Keep only the lines that hold the string "this", filtering out the rest of the entries below.

DATA LISTING -
○ ○ ○

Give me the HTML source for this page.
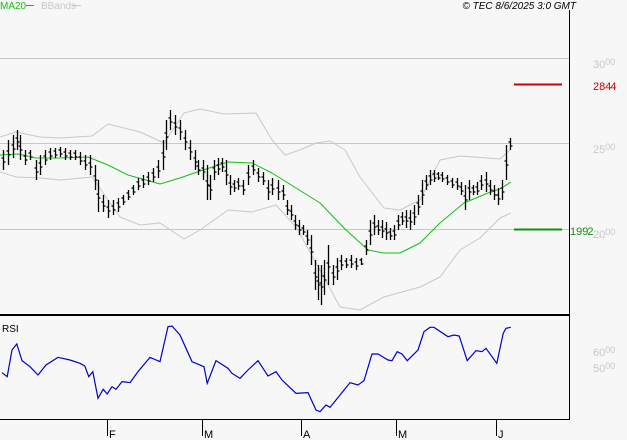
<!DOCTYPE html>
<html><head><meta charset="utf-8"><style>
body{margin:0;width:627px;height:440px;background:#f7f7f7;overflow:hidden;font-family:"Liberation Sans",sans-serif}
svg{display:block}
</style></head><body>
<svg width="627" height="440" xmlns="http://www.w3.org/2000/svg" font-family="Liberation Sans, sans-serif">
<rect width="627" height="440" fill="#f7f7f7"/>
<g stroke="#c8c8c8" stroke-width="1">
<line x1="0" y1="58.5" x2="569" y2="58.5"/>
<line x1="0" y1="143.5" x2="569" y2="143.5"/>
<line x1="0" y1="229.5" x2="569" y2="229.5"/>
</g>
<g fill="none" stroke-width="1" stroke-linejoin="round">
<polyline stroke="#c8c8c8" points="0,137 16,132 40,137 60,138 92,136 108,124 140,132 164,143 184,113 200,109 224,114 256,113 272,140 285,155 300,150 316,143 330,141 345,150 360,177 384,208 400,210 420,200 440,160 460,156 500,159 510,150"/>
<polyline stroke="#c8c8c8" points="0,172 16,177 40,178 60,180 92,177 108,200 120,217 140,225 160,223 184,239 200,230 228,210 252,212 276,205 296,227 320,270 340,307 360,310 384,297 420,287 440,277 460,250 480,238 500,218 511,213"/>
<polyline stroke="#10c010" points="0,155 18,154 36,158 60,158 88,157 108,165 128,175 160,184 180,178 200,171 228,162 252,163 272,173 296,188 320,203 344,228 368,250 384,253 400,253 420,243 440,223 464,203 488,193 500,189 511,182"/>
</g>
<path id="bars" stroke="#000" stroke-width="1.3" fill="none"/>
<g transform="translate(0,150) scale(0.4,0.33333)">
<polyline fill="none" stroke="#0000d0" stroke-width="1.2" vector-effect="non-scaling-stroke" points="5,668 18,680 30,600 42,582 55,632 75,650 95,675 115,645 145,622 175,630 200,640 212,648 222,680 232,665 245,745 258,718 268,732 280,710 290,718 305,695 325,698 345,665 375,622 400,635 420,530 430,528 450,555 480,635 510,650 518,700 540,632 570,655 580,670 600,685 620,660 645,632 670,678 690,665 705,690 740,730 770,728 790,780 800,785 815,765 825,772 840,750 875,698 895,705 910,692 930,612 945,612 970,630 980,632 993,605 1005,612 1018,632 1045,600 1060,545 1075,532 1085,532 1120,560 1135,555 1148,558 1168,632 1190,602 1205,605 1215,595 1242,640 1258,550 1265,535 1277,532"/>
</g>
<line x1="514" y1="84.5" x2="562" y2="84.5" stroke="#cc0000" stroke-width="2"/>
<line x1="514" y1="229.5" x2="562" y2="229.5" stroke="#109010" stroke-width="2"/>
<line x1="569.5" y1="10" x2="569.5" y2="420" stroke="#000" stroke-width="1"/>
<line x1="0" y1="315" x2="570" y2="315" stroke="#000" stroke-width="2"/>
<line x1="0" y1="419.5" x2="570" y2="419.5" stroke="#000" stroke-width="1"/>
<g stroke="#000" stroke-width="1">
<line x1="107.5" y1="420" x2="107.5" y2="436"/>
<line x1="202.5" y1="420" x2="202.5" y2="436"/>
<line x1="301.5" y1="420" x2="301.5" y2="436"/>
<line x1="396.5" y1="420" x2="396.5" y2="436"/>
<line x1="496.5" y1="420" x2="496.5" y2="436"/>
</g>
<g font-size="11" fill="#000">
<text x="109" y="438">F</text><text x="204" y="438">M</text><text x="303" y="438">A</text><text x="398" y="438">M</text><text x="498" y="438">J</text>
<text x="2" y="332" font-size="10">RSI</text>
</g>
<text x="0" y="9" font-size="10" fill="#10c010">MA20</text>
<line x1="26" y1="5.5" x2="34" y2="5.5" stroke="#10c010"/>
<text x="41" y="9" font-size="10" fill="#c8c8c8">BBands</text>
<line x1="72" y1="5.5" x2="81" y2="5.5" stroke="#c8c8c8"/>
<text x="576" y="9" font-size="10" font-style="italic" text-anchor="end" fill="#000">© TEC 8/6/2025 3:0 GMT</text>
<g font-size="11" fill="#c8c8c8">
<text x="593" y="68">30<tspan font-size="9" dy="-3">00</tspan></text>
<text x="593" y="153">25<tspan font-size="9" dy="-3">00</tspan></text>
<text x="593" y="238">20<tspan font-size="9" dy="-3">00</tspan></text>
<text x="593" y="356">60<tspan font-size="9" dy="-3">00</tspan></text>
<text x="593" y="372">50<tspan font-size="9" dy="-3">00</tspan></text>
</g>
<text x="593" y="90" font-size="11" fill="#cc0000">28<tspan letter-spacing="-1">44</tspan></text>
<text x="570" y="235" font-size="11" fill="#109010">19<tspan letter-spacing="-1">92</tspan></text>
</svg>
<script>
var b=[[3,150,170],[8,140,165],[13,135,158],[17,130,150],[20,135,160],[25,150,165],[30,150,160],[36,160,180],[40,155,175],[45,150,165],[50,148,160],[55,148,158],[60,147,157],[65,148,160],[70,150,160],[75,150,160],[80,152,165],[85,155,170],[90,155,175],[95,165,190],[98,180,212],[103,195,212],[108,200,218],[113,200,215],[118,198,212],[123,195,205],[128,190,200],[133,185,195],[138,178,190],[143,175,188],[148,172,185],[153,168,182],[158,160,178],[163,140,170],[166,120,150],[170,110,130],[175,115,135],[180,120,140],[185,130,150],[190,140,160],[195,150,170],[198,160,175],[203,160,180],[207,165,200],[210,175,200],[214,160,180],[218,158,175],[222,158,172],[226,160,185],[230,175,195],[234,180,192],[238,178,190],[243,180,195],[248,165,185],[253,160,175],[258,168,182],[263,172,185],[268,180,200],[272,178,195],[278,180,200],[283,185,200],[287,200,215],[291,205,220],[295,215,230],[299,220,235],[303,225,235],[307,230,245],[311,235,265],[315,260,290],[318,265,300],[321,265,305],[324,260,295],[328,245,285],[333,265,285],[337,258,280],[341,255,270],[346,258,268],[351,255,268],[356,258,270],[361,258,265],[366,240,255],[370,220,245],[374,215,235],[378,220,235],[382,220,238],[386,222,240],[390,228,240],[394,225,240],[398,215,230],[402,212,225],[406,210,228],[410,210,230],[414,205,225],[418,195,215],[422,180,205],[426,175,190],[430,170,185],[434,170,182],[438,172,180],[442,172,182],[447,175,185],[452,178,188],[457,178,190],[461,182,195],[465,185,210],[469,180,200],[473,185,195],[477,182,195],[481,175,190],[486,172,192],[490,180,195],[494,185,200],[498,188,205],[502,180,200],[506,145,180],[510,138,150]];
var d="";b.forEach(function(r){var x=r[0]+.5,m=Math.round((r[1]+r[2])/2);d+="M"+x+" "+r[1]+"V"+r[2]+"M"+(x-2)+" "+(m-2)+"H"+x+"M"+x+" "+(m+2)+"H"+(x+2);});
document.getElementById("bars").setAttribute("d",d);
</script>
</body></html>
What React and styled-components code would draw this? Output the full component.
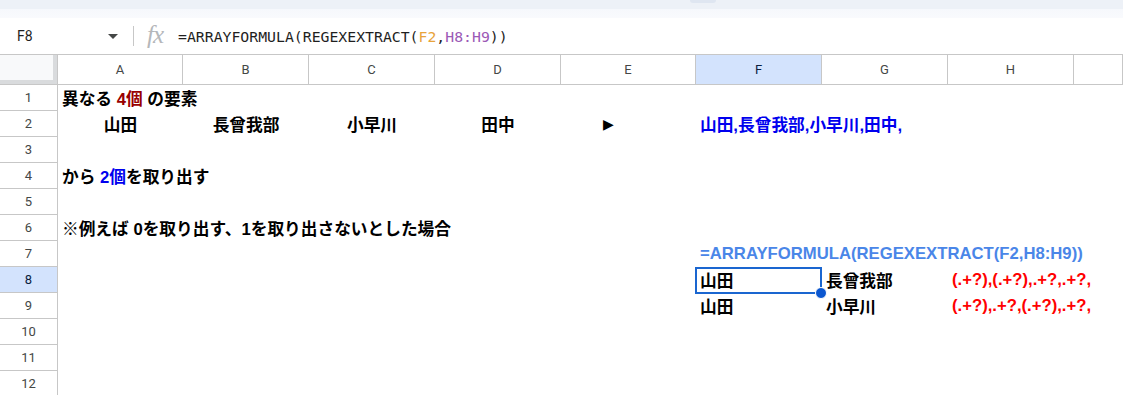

○ ○ ○

OUTPUT OF THE TASK -
Give me the HTML source for this page.
What React and styled-components code would draw this? Output the full component.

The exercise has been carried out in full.